SWS deal almost done but questions remain
The story isn’t over yet however and some speculation surrounds what settlement IAWS boss Philip Lynch will reach with the existing SWS management.
What’s emerging is that the deal is as good as done and the West Cork societies and Dairygold are happy to accept Lynch’s €42.5m offer for their 75% stake in SWS. That price tag can grow to €64m provided certain forecasts are met over the next three years.
Prior to the deal SWS management held a 25% stake in SWS. What their holding in the enlarged group will be remains to be seen. SWS management rightly maintain their deal with the co-op shareholders is private and none of the media’s business, which leaves the value of their stake open to speculation.
On the basis of the projected e64m price tag on the table for the group their stake is worth €20m. However, if some of the top management were to quit, the deals they make individually with Lynch are a matter for conjecture. Formal details of the structure of the management deal have not been released but it is believed to involve 20 of the top management ranging from an 8% stake for chief executive Kieran Calnan, to a 4% stake for John McCarthy and so on down the line.
However, once its wind farms and other projects kicked in the projected valuation of SWS was €330m.
This would value the holdings of Kieran Calnan and John McCarthy considerably higher, possibly as high as €10m and €5m respectively.
Those projections are no longer relevant, but they highlight the generous nature of the package SWS management had negotiated for themselves with the board of SWS.
Not that there is anything wrong with management negotiating a good deal. To date they have proved their worth and created several hundred jobs in the process.

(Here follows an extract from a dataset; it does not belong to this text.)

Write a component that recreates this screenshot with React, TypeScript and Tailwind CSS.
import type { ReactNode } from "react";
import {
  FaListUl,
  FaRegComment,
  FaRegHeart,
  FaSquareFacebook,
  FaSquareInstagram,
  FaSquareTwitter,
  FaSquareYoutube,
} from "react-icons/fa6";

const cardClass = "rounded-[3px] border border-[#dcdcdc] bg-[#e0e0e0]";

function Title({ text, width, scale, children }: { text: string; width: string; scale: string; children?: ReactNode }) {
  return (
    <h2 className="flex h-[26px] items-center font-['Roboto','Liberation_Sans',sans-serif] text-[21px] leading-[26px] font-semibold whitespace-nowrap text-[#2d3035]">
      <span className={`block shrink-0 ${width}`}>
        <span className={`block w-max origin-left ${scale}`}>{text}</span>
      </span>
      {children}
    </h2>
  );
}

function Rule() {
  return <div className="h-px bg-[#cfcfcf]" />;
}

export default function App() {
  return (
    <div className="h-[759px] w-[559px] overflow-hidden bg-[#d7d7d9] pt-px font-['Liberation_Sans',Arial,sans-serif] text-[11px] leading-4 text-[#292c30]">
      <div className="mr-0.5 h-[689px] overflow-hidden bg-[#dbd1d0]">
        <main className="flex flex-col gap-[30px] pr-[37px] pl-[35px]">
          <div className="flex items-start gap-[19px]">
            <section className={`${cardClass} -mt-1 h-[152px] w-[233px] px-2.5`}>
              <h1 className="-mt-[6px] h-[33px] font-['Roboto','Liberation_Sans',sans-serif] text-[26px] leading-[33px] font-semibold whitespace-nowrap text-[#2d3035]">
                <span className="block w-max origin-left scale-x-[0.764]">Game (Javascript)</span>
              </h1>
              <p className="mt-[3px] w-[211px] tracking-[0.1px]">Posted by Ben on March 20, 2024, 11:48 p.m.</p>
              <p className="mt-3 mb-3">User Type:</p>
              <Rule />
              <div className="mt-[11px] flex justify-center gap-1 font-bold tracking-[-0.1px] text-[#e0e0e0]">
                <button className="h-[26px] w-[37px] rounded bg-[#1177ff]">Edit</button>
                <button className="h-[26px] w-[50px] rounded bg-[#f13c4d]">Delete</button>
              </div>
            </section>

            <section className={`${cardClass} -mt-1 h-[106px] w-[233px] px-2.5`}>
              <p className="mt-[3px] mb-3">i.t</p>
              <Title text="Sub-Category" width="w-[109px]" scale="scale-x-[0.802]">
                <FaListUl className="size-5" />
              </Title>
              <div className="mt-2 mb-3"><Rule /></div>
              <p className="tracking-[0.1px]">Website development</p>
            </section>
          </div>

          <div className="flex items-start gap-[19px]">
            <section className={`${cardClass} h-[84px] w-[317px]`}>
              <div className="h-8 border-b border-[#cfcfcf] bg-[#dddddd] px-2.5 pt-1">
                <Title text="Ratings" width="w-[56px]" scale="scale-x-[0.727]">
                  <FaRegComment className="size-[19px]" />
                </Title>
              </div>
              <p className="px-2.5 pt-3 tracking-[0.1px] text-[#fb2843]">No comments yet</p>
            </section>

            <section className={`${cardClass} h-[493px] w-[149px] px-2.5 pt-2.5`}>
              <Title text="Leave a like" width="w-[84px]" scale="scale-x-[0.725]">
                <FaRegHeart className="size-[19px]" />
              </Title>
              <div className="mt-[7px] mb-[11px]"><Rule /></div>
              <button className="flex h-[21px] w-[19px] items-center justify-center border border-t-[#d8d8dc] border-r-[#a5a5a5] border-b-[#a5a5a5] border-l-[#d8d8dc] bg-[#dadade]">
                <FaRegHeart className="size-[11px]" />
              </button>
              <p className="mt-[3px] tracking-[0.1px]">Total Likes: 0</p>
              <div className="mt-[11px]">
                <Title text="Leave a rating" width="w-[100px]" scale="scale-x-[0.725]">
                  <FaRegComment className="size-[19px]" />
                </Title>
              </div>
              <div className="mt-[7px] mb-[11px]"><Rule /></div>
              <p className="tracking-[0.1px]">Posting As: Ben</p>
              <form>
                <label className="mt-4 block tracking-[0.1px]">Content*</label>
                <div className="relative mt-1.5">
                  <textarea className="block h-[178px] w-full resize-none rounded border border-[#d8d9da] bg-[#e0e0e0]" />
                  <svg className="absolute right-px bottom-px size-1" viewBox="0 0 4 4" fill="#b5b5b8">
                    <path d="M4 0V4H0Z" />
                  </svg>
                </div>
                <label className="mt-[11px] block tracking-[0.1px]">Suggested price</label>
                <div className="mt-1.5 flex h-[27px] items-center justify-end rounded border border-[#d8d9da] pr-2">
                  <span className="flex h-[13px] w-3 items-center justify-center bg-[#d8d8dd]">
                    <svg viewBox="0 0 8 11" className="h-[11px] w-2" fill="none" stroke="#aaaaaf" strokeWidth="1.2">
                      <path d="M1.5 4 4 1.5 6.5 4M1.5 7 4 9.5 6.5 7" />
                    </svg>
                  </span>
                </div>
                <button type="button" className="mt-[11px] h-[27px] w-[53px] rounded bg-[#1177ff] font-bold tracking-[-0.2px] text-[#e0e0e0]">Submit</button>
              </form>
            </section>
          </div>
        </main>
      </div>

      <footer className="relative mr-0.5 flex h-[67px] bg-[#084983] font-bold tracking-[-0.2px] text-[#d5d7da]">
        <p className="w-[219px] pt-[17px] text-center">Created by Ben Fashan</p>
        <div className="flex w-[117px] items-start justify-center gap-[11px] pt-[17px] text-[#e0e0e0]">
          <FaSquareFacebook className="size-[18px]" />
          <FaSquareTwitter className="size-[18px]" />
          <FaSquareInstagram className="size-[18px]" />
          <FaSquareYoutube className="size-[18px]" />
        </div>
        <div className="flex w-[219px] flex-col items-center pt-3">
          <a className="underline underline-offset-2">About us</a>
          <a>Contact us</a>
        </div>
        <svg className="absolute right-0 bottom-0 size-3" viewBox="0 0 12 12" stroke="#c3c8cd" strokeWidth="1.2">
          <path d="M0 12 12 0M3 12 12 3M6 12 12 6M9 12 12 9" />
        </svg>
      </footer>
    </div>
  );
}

Lynch’s willingness to buy the company to use as a springboard into the wind and waste management sectors of the Irish economy is further testimony to their achievements.
However as the full details of the agreement are not being made public the extent of the deal may never be known.
That aside it looks as if the current chapter in SWS’s history is drawing to a close and the takeover by IAWS will have the green light before the week is out. For many the next chapter in the development of the group will be the more interesting. It remains to be seen what the new entity will amount to in the years ahead.
The five dairy co-op shareholders decided to throw in their lot with Philip Lynch at the end of the day. Rumour had it they were prepared to accept even less from Lynch than was on the table, rather than have him walk anyway from the deal. This is a huge tribute to Lynch, whose own family farm is within a few miles of Bandon.
Lynch has promised to float the company within three years. However, critics argue his €130m investment in National Toll Roads (NTR) earlier in the year has put a serious question mark over that strategy
They argue he paid too much, but a report is rumoured to be due that will put a value of €24 per share on NTR. That would suggest Lynch, who bought in at an average price of €19 per share has done very well out of his €130m raid on NTR.
While no corporate ties exist between the IAWS society and IAWS Plc, emotional ties and practical ties still exist.
IAWS Co-op still holds 11% of the shares in the Plc, but Lynch has promised to release those back to the broadly based co-op shareholder group in the years ahead.
At current prices the pay back will be about €130m, but sceptics are waiting to see this happen before they will believe it’s true.